In coking processes, heavy feeds are thermally cracked to produce coke, gas and liquid product streams of varying boiling ranges. Coke is generally treated as a low value by-product. It is removed from the units and can be recovered for various uses depending on its quality.
The use of heavy crude oils having high metals and sulfur content as an initial feed is of interest due to its lower market value. Traditional coking processes using these feeds produce coke which has substantial sulfur and metal content.
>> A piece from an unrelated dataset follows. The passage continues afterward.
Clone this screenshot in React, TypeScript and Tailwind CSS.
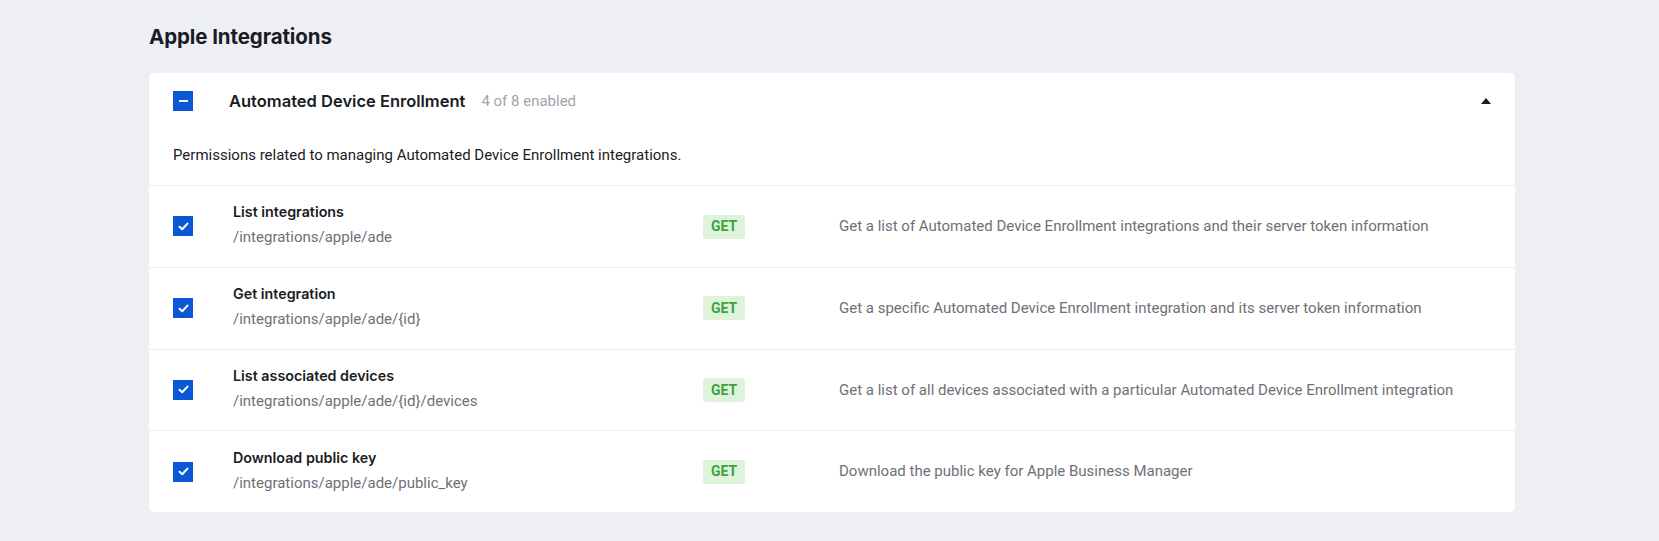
const perms = [
  {
    title: "List integrations",
    path: "/integrations/apple/ade",
    desc: "Get a list of Automated Device Enrollment integrations and their server token information",
  },
  {
    title: "Get integration",
    path: "/integrations/apple/ade/{id}",
    desc: "Get a specific Automated Device Enrollment integration and its server token information",
  },
  {
    title: "List associated devices",
    path: "/integrations/apple/ade/{id}/devices",
    desc: "Get a list of all devices associated with a particular Automated Device Enrollment integration",
  },
  {
    title: "Download public key",
    path: "/integrations/apple/ade/public_key",
    desc: "Download the public key for Apple Business Manager",
  },
];

const CheckBox = ({ partial }: { partial?: boolean }) => (
  <div className="w-5 h-5 flex-shrink-0 bg-[#0a58d6] flex items-center justify-center">
    {partial ? (
      <div className="w-[9px] h-[2px] bg-white" />
    ) : (
      <svg width="11" height="9" viewBox="0 0 11 9" fill="none">
        <path d="M1.5 4.8 L4.2 7.3 L9.5 1.6" stroke="white" strokeWidth="2" strokeLinecap="round" strokeLinejoin="round" />
      </svg>
    )}
  </div>
);

export default function App() {
  return (
    <div className="min-h-[541px] bg-[#eeeff4] pl-[149px] pt-[24px] pb-[28px] font-['Roboto',sans-serif]">
      <h2 className="font-['Inter',sans-serif] text-[20.5px] font-bold text-[#1b1b24] leading-[26px] tracking-[-0.1px]">
        Apple Integrations
      </h2>
      <div className="mt-[23px] w-[1366px] bg-white rounded-[5px]">
        <div className="px-6 pt-[18px]">
          <div className="flex items-center h-5">
            <CheckBox partial />
            <span className="ml-9 font-['Inter',sans-serif] text-[16.5px] font-semibold text-[#1b1b24]">
              Automated Device Enrollment
            </span>
            <span className="ml-[16px] text-[15px] text-[#a3a3ab]">4 of 8 enabled</span>
            <div className="ml-auto mr-0 w-0 h-0 border-l-[5px] border-r-[5px] border-b-[6px] border-l-transparent border-r-transparent border-b-[#1b1b24]" />
          </div>
          <p className="mt-[34px] pb-[20px] text-[15px] leading-[20px] text-[#1b1b24]">
            Permissions related to managing Automated Device Enrollment integrations.
          </p>
        </div>
        {perms.map((p) => (
          <div key={p.path} className="flex items-center h-[81.75px] px-6 border-t border-[#ececf0]">
            <CheckBox />
            <div className="ml-10 w-[470px] -mt-[3px]">
              <div className="font-['Inter',sans-serif] text-[14.3px] font-semibold text-[#1b1b24] leading-[20px]">
                {p.title}
              </div>
              <div className="mt-[5px] text-[15px] text-[#6f6f78] leading-[20px]">{p.path}</div>
            </div>
            <div className="w-[136px]">
              <span className="inline-flex items-center justify-center w-[42px] h-6 rounded-[3px] bg-[#dff3dc] text-[#3aa53a] text-[14px] font-bold">
                GET
              </span>
            </div>
            <div className="text-[15px] text-[#6f6f78]">{p.desc}</div>
          </div>
        ))}
      </div>
    </div>
  );
}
The goal of minimizing air pollution is a further incentive for treating residuum in a coking unit since the gases and liquids produced contain sulfur in a form that can be relatively easily removed.
While individual and discrete asphalt oxidation, solvent deasphalting and coking operations processes are well developed and suitable for their intended purposes, there remains a need in the art for more economical and efficient processes for obtaining product from heavy feeds such as atmospheric and/or vacuum residues containing asphaltenes, N, S and metal contaminants.